Eliminating Human Trafficking One Step At A Time: Buyers Beware
By Paul R. Abramson, Ph.D.
We’re all familiar with the numbers, they are simply staggering. Forty million human trafficking victims worldwide. That’s more than twice the number of enslaved Africans brought to the Americas. The magnitude of the psychological misery is even worse. Those losses are immeasurable.
Close to 20,000 human trafficking victims are brought to the U.S. each year, with countless more native-born citizens trafficked throughout the country. The Federal Department of Justice believes that 82 percent of those victims were kidnapped for sexual exploitation, and nearly half of them were under 18 years of age when taken.
The primary strategy for addressing this crisis in the United States has been to criminalize sellers. Task forces have been created at the federal and state levels to arrest and prosecute sex traffickers, and criminal penalties for sex trafficking have increased significantly. This is a facially reasonable model and is endorsed by the United Nations. But by the U.N.’s own admission, the results of this supply-side-only approach have fallen short. In fact, conviction rates for sellers are so low that the U.N. recently concluded that traffickers enjoy impunity around the world.
What if, simultaneously, we criminalize the hell out of buyers, the demand side, as it were. If we can substantially alter, or even eliminate, buyers’ willingness to purchase sex from trafficked victims, sex with a slave in the United States, at least theoretically, would disappear.
The first step, of course, is that states would need to make it a felony offense to have sex with a victim of human trafficking. This new crime would also need to include mandatory jail time, a hefty fine, restitution, and registration as a sex offender. If we can pull that off, then the next question would be: how do we put the fear of God, as it were, into buyers who are willing to purchase sex from trafficked victims?
What about a country-wide crusade, that had the full support of local, state, and federal governments? Imagine this: a national campaign, displayed in many languages, and distributed throughout all forms of traditional and social medias. Had Sex with a Victim of Human Trafficking? You Will Go to Jail, Pay a Fine, and Register As a Sex Offender.
Then, to add more muscle to this campaign, what if we also make this felony offense - having sex with a victim of human trafficking - a crime without a statute of limitations. Meaning, there is no escape, or time limit, for having committed this crime. Felony rape offenses that involve force or violence, for example, are already a crime in California that has no statute of limitations. Victims of human trafficking are also forced, in one way or another, to have sex with buyers, as such, would arguably put this crime in the same category as forced rape.
These suggestions, even if put into effect, would not eliminate human trafficking in the United States, and most certainly would not do so worldwide.
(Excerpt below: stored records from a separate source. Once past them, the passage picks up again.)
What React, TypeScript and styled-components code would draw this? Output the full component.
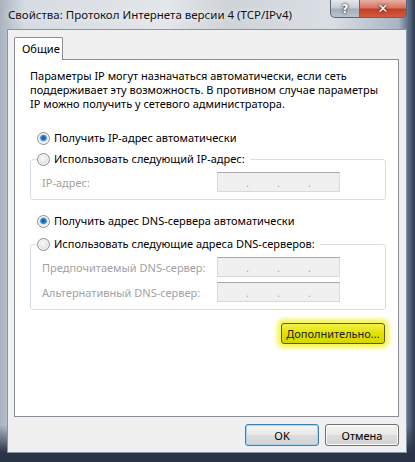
import React from "react";
import styled, { createGlobalStyle } from "styled-components";

const GlobalStyle = createGlobalStyle`
  html, body {
    margin: 0;
    padding: 0;
    background: #1d2535;
  }
  body {
    font-family: "Noto Sans", "Open Sans", sans-serif;
    font-size: 11px;
    color: #000;
  }
`;

const Window = styled.div`
  width: 415px;
  height: 462px;
  box-sizing: border-box;
  display: flex;
  flex-direction: column;
  background:
    linear-gradient(to bottom, rgba(255, 255, 255, 0) 92%, #2a3446 98%),
    linear-gradient(
      to right,
      #aab4c0 0%,
      #d6dbe2 6%,
      #e3e6ea 40%,
      #cfd3d8 55%,
      #dadfe5 80%,
      #a9b5c4 96%,
      #4c5b73 99%,
      #2f3b50 100%
    );
`;

const TitleBar = styled.div`
  height: 29px;
  display: flex;
  align-items: flex-start;
  padding-left: 8px;
`;

const Title = styled.span`
  margin-top: 7px;
  font-size: 11.5px;
  line-height: 16px;
  color: #111;
  text-shadow: 0 0 6px rgba(255, 255, 255, 0.9);
`;

const Caption = styled.div`
  margin-left: auto;
  margin-right: 8px;
  display: flex;
`;

const CaptionButton = styled.div<{ $close?: boolean }>`
  width: ${(p) => (p.$close ? 47 : 30)}px;
  height: 18px;
  box-sizing: border-box;
  border: 1px solid #5a6576;
  border-top: none;
  border-left: ${(p) => (p.$close ? "none" : "1px solid #5a6576")};
  border-radius: ${(p) => (p.$close ? "0 0 5px 0" : "0 0 0 5px")};
  display: flex;
  align-items: center;
  justify-content: center;
  color: #fff;
  font-family: "DejaVu Sans", sans-serif;
  font-weight: bold;
  font-size: ${(p) => (p.$close ? 13 : 12)}px;
  text-shadow: 0 0 3px #333, 0 0 1px #000;
  background: ${(p) =>
    p.$close
      ? "linear-gradient(to bottom, #e8b0a2 0%, #d8735e 45%, #c2412b 55%, #d45a3c 100%)"
      : "linear-gradient(to bottom, #e5e8ec 0%, #c5ccd4 45%, #a5afbb 55%, #b9c2cc 100%)"};
`;

const Client = styled.div`
  margin: 0 8px 0 7px;
  height: 424px;
  box-sizing: border-box;
  background: #f0f0f0;
  border: 1px solid #8696a8;
  padding: 7px 7px 0 6px;
  display: flex;
  flex-direction: column;
`;

const TabStrip = styled.div`
  display: flex;
  height: 22px;
  position: relative;
  z-index: 1;
`;

const Tab = styled.div`
  width: 49px;
  height: 23px;
  box-sizing: border-box;
  background: #fff;
  border: 1px solid #898c95;
  border-bottom: none;
  border-radius: 2px 2px 0 0;
  padding: 3px 0 0 7px;
  line-height: 16px;
`;

const Panel = styled.div`
  height: 358px;
  box-sizing: border-box;
  background: #fff;
  border: 1px solid #898c95;
  padding: 9px 12px 0 15px;
  display: flex;
  flex-direction: column;
`;

const Intro = styled.p`
  margin: 0;
  line-height: 14px;
  white-space: nowrap;
`;

const RadioRow = styled.label<{ $top?: number; $indent?: number }>`
  display: flex;
  align-items: center;
  height: 16px;
  margin-top: ${(p) => p.$top ?? 0}px;
  padding-left: ${(p) => p.$indent ?? 7}px;
  gap: 4px;
  line-height: 16px;
  white-space: nowrap;
`;

const Radio = styled.span<{ $checked?: boolean }>`
  width: 13px;
  height: 13px;
  box-sizing: border-box;
  border-radius: 50%;
  border: 1px solid #8e8f8f;
  flex-shrink: 0;
  background: ${(p) =>
    p.$checked
      ? "radial-gradient(circle at 50% 45%, #1f4f8f 0%, #2c72c7 25%, #64a8e8 38%, #d8e6f2 45%, #f4f4f4 70%)"
      : "radial-gradient(circle at 45% 40%, #fbfbfb 0%, #e4e4e4 55%, #c8c8c8 100%)"};
  box-shadow: inset 0 0 0 1px #f6f6f6;
`;

const Group = styled.fieldset<{ $top?: number }>`
  margin: ${(p) => p.$top ?? 0}px 0 0 0;
  border: 1px solid #d5dfe5;
  border-radius: 3px;
  padding: 0 15px 7px 6px;
  display: flex;
  flex-direction: column;
  gap: 5px;
`;

const Legend = styled.legend`
  margin: 0;
  padding: 0 5px 0 0;
  display: flex;
`;

const Field = styled.div<{ $top?: number }>`
  display: grid;
  grid-template-columns: 175px 123px;
  align-items: center;
  height: 20px;
  margin-top: ${(p) => p.$top ?? 0}px;
  padding-left: 5px;
`;

const FieldLabel = styled.span`
  color: #a2a2a2;
  white-space: nowrap;
`;

const IpBox = styled.div`
  width: 123px;
  height: 20px;
  box-sizing: border-box;
  background: #f0f0f0;
  border: 1px solid #d9d9d9;
  border-top-color: #a9a9a9;
  display: flex;
  align-items: center;
  justify-content: space-evenly;
  color: #a8a8a8;
  font-size: 11px;
  line-height: 11px;
`;

const ButtonRow = styled.div<{ $top?: number }>`
  display: flex;
  justify-content: flex-end;
  gap: 6px;
  margin-top: ${(p) => p.$top ?? 0}px;
`;

const HighlightButton = styled.button`
  width: 104px;
  height: 21px;
  margin-right: 1px;
  border: 1px solid #5c5c18;
  border-radius: 3px;
  background: linear-gradient(to bottom, #f2f24a 0%, #e2e200 50%, #d6d600 100%);
  box-shadow: 0 0 4px 4px rgba(244, 244, 40, 0.8);
  font-family: inherit;
  font-size: 11px;
  color: #222;
  padding: 0;
`;

const DialogButton = styled.button<{ $default?: boolean }>`
  width: 74px;
  height: 22px;
  border: 1px solid ${(p) => (p.$default ? "#3c7fb1" : "#707070")};
  border-radius: 3px;
  background: linear-gradient(to bottom, #f6f6f6 0%, #e8e8e8 48%, #dcdcdc 52%, #d2d2d2 100%);
  box-shadow: inset 0 0 0 1px ${(p) => (p.$default ? "#a8d6f2" : "#fbfbfb")};
  font-family: inherit;
  font-size: 11px;
  color: #000;
  padding: 0;
`;

const Footer = styled.div`
  display: flex;
  justify-content: flex-end;
  gap: 6px;
  margin-top: 7px;
`;

const Dots = () => (
  <IpBox>
    <span>.</span>
    <span>.</span>
    <span>.</span>
  </IpBox>
);

export default function App() {
  return (
    <>
      <GlobalStyle />
      <Window>
        <TitleBar>
          <Title>Свойства: Протокол Интернета версии 4 (TCP/IPv4)</Title>
          <Caption>
            <CaptionButton>?</CaptionButton>
            <CaptionButton $close>✕</CaptionButton>
          </Caption>
        </TitleBar>
        <Client>
          <TabStrip>
            <Tab>Общие</Tab>
          </TabStrip>
          <Panel>
            <Intro>
              Параметры IP могут назначаться автоматически, если сеть
              <br />
              поддерживает эту возможность. В противном случае параметры
              <br />
              IP можно получить у сетевого администратора.
            </Intro>
            <RadioRow $top={19}>
              <Radio $checked />
              Получить IP-адрес автоматически
            </RadioRow>
            <Group $top={5}>
              <Legend>
                <RadioRow $indent={0}>
                  <Radio />
                  Использовать следующий IP-адрес:
                </RadioRow>
              </Legend>
              <Field $top={5}>
                <FieldLabel>IP-адрес:</FieldLabel>
                <Dots />
              </Field>
            </Group>
            <RadioRow $top={13}>
              <Radio $checked />
              Получить адрес DNS-сервера автоматически
            </RadioRow>
            <Group $top={7}>
              <Legend>
                <RadioRow $indent={0}>
                  <Radio />
                  Использовать следующие адреса DNS-серверов:
                </RadioRow>
              </Legend>
              <Field $top={5}>
                <FieldLabel>Предпочитаемый DNS-сервер:</FieldLabel>
                <Dots />
              </Field>
              <Field>
                <FieldLabel>Альтернативный DNS-сервер:</FieldLabel>
                <Dots />
              </Field>
            </Group>
            <ButtonRow $top={13}>
              <HighlightButton>Дополнительно...</HighlightButton>
            </ButtonRow>
          </Panel>
          <Footer>
            <DialogButton $default>OK</DialogButton>
            <DialogButton>Отмена</DialogButton>
          </Footer>
        </Client>
      </Window>
    </>
  );
}
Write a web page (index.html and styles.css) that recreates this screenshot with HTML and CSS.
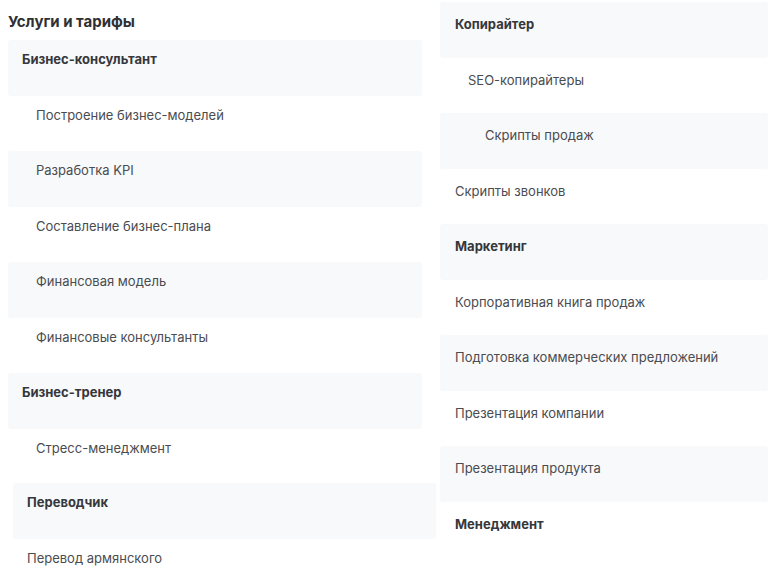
FILE: index.html
```html
<!DOCTYPE html>
<html lang="ru">
<head>
<meta charset="utf-8">
<title>Услуги и тарифы</title>
<link rel="stylesheet" href="styles.css">
</head>
<body>
<div class="page">
  <section class="col col-left">
    <h2 class="title">Услуги и тарифы</h2>
    <div class="row shade head">Бизнес-консультант</div>
    <div class="row item">Построение бизнес-моделей</div>
    <div class="row shade item">Разработка KPI</div>
    <div class="row item">Составление бизнес-плана</div>
    <div class="row shade item">Финансовая модель</div>
    <div class="row item">Финансовые консультанты</div>
    <div class="row shade head">Бизнес-тренер</div>
    <div class="row item">Стресс-менеджмент</div>
    <div class="group-shift">
      <div class="row shade head">Переводчик</div>
      <div class="row plain">Перевод армянского</div>
    </div>
  </section>
  <section class="col col-right">
    <div class="row shade head">Копирайтер</div>
    <div class="row item">SEO-копирайтеры</div>
    <div class="row shade item deep">Скрипты продаж</div>
    <div class="row plain">Скрипты звонков</div>
    <div class="row shade head">Маркетинг</div>
    <div class="row plain">Корпоративная книга продаж</div>
    <div class="row shade plain">Подготовка коммерческих предложений</div>
    <div class="row plain">Презентация компании</div>
    <div class="row shade plain">Презентация продукта</div>
    <div class="row head">Менеджмент</div>
  </section>
</div>
</body>
</html>
```

FILE: styles.css
```css
html, body {
  margin: 0;
  padding: 0;
  background: #ffffff;
}

body {
  font-family: Inter, "Noto Sans", "Liberation Sans", sans-serif;
  color: #4a4c50;
  font-size: 13px;
  overflow: hidden;
  height: 580px;
}

.page {
  display: flex;
  gap: 18px;
  padding-left: 8px;
}

.col {
  display: flex;
  flex-direction: column;
}

.col-left {
  width: 414px;
  flex: none;
  padding-top: 8px;
}

.col-right {
  flex: 1;
  padding-top: 2px;
}

.title {
  margin: 0;
  font-size: 15px;
  font-weight: 700;
  line-height: 20px;
  padding: 4px 0 8px;
  color: #2f3033;
}

.row {
  box-sizing: border-box;
  height: 55.5px;
  line-height: 18px;
  padding-top: 10px;
  white-space: nowrap;
}

.col-right .row {
  padding-top: 13px;
}

.shade {
  background: #f8f9fa;
  border-radius: 3px;
}

.head {
  font-weight: 700;
  color: #36373a;
  padding-left: 14px;
}

.col-right .head,
.col-right .plain {
  padding-left: 15px;
}

.item {
  padding-left: 28px;
}

.item.deep {
  padding-left: 45px;
}

.plain {
  padding-left: 14px;
}

.group-shift {
  margin-top: -1px;
  margin-left: 5px;
  margin-right: -14px;
}
```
Besides the formidable obstacles to enacting these laws, let alone successfully implementing them, the United States is hardly the only country beset with human trafficking. More significantly however is the issue of human trafficking for labor or services. The latter accounts for much of the modern slave trade throughout the world.
That notwithstanding, perhaps we should begin tackling the problem of human trafficking one step at a time. Though eliminating buyers won’t pull the plug on human trafficking, if it diminishes the willingness of buyers to purchase sex from trafficked victims, it is clearly a step in the right direction.
Let’s make Buyers Beware.
I’m grateful for the many conversations that I’ve had with Leif Dautch, Assistant United States Attorney. They were extremely helpful in shaping my thinking in this essay.